新潟の木と独自の曲げ加工技術で
モダンな木製プロダクトを実現
これまでなかった無垢材の小物を曲げる技術を開発し、名刺入れや万年筆ケース、メガネケースなどのオリジナル商品を生み出してきたストーリオ。「自社の武器を持ちたい」と、技術とデザイン力の向上を目指し続ける木村社長に話を伺った。
「TANZAKU Lamp」はIDS大賞をはじめ、デザインのプロの方々に評価を受けたのが嬉しい。夢はMoMA(ニューヨーク近代美術館)のパーマネントコレクションに選ばれるようなプロダクトを作ることです」。
他では真似ができない曲げ木の加工技術
木材部品の販売と木製製品の開発・製造・販売を行うストーリオ。創業時はネット通販を利用したオリジナル家具キットの販売を主力としていたが、同業他社の台頭から「他では真似のできない事業の柱を作らなければ」と模索。そんなとき出会ったのが、無垢材を使った曲げ木の加工技術だった。「大型の木材を曲げる技術はあっても、無垢材の小物を曲げる技術はなかったので、この技術があれば木製雑貨をモダン化できるのではと考えました。ただ、製品化に必要なデザインが社内ではできないので、NICOの『百年物語』プロジェクトに参加することにしたのです」。
『百年物語』のデザイナーやアドバイザーとのミーティングを通して、製品化の企画力やデザイン力を磨いてきた同社。その一方で高付加価値化サポート助成金などを活用し、製造設備や検査機器を導入するなど独自技術の確立を進めた。
里山のブナ材に着目 短冊状の木をテーブルライトに
新潟の里山に育つカエデやクルミなどの無垢材を使ったスタイリッシュで独創的な木製プロダクトは、NICOが支援する各種見本市でも注目を浴びるようになり、県内をはじめ東京のセレクトショップなどに販路を拡大。ニイガタIDSデザインコンペティションにも継続的に出品し、2019年には充電式のテーブルライト「TANZAKU Lamp」でIDS大賞を受賞した。
里山の健全化を進めるプロジェクトに賛同し、TANZAKU Lampには魚沼市大白川の「スノービーチ」というブナを採用。「里山のブナは昔は薪や炭に使われていたため、囲炉裏の灯りをイメージしたランプを作ろうと決めました。ブナは反ったり割れやすい木なので、細い板にすれば使いやすいということで短冊状にしたのです」。
蒔いた種をきちんと育て 実りを作っていきたい
同社ではTANZAKU Lampの量産化に向けて、昨年12月からクラウドファンディングを開始した。「電気部品を木工製品に使うということは、安全安心を保証するための綿密な設計・検査と、それを可能にする量産メーカーから部品を調達する必要があるのです」。

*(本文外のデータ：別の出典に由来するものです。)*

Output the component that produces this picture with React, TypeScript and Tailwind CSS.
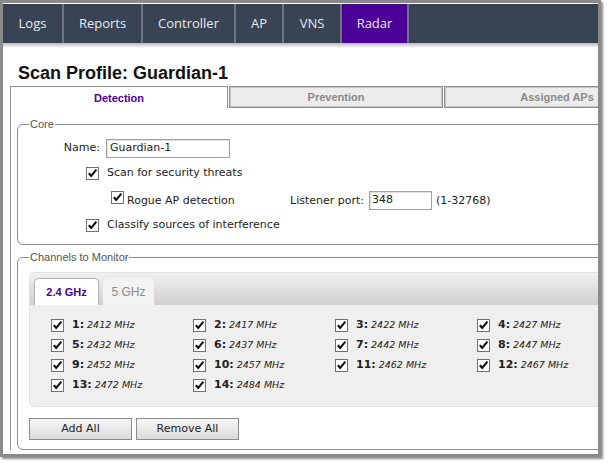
import React from "react";

const Check = ({ className = "" }: { className?: string }) => (
  <span
    className={
      "inline-flex w-[13px] h-[13px] border border-[#707070] bg-white items-center justify-center shrink-0 " +
      className
    }
  >
    <svg width="11" height="11" viewBox="0 0 11 11">
      <path d="M1.8 5.2 L4.2 7.8 L9.4 1.6" fill="none" stroke="#111" strokeWidth="2.1" />
    </svg>
  </span>
);

const navItems = [
  { label: "Logs", w: "w-[61px]" },
  { label: "Reports", w: "w-[79px]" },
  { label: "Controller", w: "w-[93px]" },
  { label: "AP", w: "w-[48px]" },
  { label: "VNS", w: "w-[58px]" },
];

const channels = [
  ["1", "2412"],
  ["2", "2417"],
  ["3", "2422"],
  ["4", "2427"],
  ["5", "2432"],
  ["6", "2437"],
  ["7", "2442"],
  ["8", "2447"],
  ["9", "2452"],
  ["10", "2457"],
  ["11", "2462"],
  ["12", "2467"],
  ["13", "2472"],
  ["14", "2484"],
];

export default function App() {
  return (
    <div className="w-[608px] h-[465px] bg-white font-['DejaVu_Sans',sans-serif] text-[11px] text-[#222]">
      <div className="w-[601px] h-[457px] border-[3px] border-[#8a8a8a] shadow-[2px_2px_2px_rgba(0,0,0,0.45)] overflow-hidden bg-white">
        <div className="pt-px">
          <nav className="flex h-[39px] bg-[#384353] font-['Open_Sans',sans-serif] text-[13px] text-[#e6eaee]">
            {navItems.map((n) => (
              <div
                key={n.label}
                className={"flex items-center justify-center border-r-2 border-[#6e7580] " + n.w}
              >
                {n.label}
              </div>
            ))}
            <div className="flex items-center justify-center w-[67px] bg-[#4b0096] border-r-2 border-[#6e7580]">
              Radar
            </div>
            <div className="flex-1" />
          </nav>
          <div className="h-[5px] bg-gradient-to-b from-[#b9b9b9] to-white" />
        </div>

        <div className="mt-[14px] pl-[15px] h-[22px] leading-[22px] font-['Liberation_Sans',sans-serif] font-bold text-[18px] text-[#111]">
          Scan Profile: Guardian-1
        </div>

        <div className="mt-[2px] ml-[7px] w-[700px]">
          <div className="flex h-[22px] font-['Liberation_Sans',sans-serif] font-bold text-[11px]">
            <div className="w-[218px] bg-white border border-b-0 border-[#8f8f8f] flex items-center justify-center pt-px text-[#4b0096]">
              Detection
            </div>
            <div className="ml-px w-[214px] bg-[#ececec] border border-[#8f8f8f] shadow-[inset_1px_1px_0_#c4c4c4,inset_-1px_-1px_0_#c4c4c4] flex items-center justify-center text-[#8a8a8a]">
              Prevention
            </div>
            <div className="ml-px w-[226px] bg-[#ececec] border border-[#8f8f8f] shadow-[inset_1px_1px_0_#c4c4c4,inset_-1px_-1px_0_#c4c4c4] flex items-center justify-center text-[#8a8a8a]">
              Assigned APs
            </div>
          </div>

          <div className="border-l border-[#8f8f8f] pl-[6px] pt-[10px]">
            {/* Core */}
            <fieldset className="w-[640px] border border-[#8c8c8c] rounded-[6px] pl-[11px] pb-[12px]">
              <legend className="px-px font-['Liberation_Sans',sans-serif] text-[11px] leading-[13px] text-[#555]">
                Core
              </legend>
              <div className="flex items-center mt-[8px] h-[19px]">
                <span className="w-[71px] text-right">Name:</span>
                <span className="ml-[6px] w-[124px] h-[19px] border border-[#a0a0a0] shadow-[inset_1px_1px_0_#e0e0e0] flex items-center pl-[3px]">
                  Guardian-1
                </span>
              </div>
              <div className="flex items-center mt-[9px] h-[13px] ml-[57px]">
                <Check />
                <span className="ml-[8px]">Scan for security threats</span>
              </div>
              <div className="flex items-center mt-[11px] h-[19px]">
                <Check className="ml-[82px] self-start" />
                <span className="ml-[3px] w-[163px] mt-[2px]">Rogue AP detection</span>
                <span className="mt-[2px]">Listener port:</span>
                <span className="ml-[5px] w-[63px] h-[19px] border border-[#a0a0a0] shadow-[inset_1px_1px_0_#e0e0e0] flex items-center pl-[2px]">
                  348
                </span>
                <span className="ml-[4px] mt-[2px]">(1-32768)</span>
              </div>
              <div className="flex items-center mt-[9px] h-[13px] ml-[57px]">
                <Check />
                <span className="ml-[8px]">Classify sources of interference</span>
              </div>
            </fieldset>

            {/* Channels */}
            <fieldset className="mt-[6px] w-[640px] border border-[#8c8c8c] rounded-[6px] pl-[11px] pb-[9px]">
              <legend className="px-px font-['Liberation_Sans',sans-serif] text-[11px] leading-[13px] text-[#555]">
                Channels to Monitor
              </legend>
              <div className="mt-[8px] rounded-[5px] bg-[#efefef] border border-[#e2e2e2]">
                <div className="h-[32px] pt-[5px] pl-[4px] flex items-end rounded-t-[5px] bg-gradient-to-b from-[#f0f0f0] to-[#d0d0d0] font-['Liberation_Sans',sans-serif] font-bold text-[11px]">
                  <div className="w-[65px] h-[27px] bg-white border border-b-0 border-[#b0b0b0] rounded-t-[5px] flex items-center justify-center text-[#4b0096]">
                    2.4 GHz
                  </div>
                  <div className="ml-[4px] w-[51px] h-[27px] bg-[#f3f3f3] rounded-t-[5px] flex items-center justify-center text-[#8a8a8a] font-normal text-[12px]">
                    5 GHz
                  </div>
                </div>
                <div className="pl-[21px] pt-[14px] pb-[7px] grid grid-cols-[142px_142px_142px_142px]">
                  {channels.map(([n, f]) => (
                    <div key={n} className="flex items-center h-[20px] pb-[7px]">
                      <Check />
                      <span className="ml-[8px] font-bold text-[11px]">{n}:</span>
                      <span className="ml-[3px] italic text-[9.5px] text-[#222]">{f} MHz</span>
                    </div>
                  ))}
                </div>
              </div>
              <div className="flex gap-[4px] mt-[11px]">
                <button className="w-[103px] h-[22px] border border-[#8c8c8c] bg-gradient-to-b from-[#f7f7f7] to-[#dadada] text-[11px] text-[#222]">
                  Add All
                </button>
                <button className="w-[103px] h-[22px] border border-[#8c8c8c] bg-gradient-to-b from-[#f7f7f7] to-[#dadada] text-[11px] text-[#222]">
                  Remove All
                </button>
              </div>
            </fieldset>
          </div>
        </div>
      </div>
    </div>
  );
}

こうして曲げ木の技術シーズ、電気部品の調達や設計を行うルートもできたことから、今後は一つひとつの事業カテゴリーを大きくしていきたいという木村社長。「ここ数年である程度種は蒔いたので、きちんと育てて実りを作っていくことに集中していきたいです」。独自の技術を活かしたモノづくりで、木の可能性を広げていく。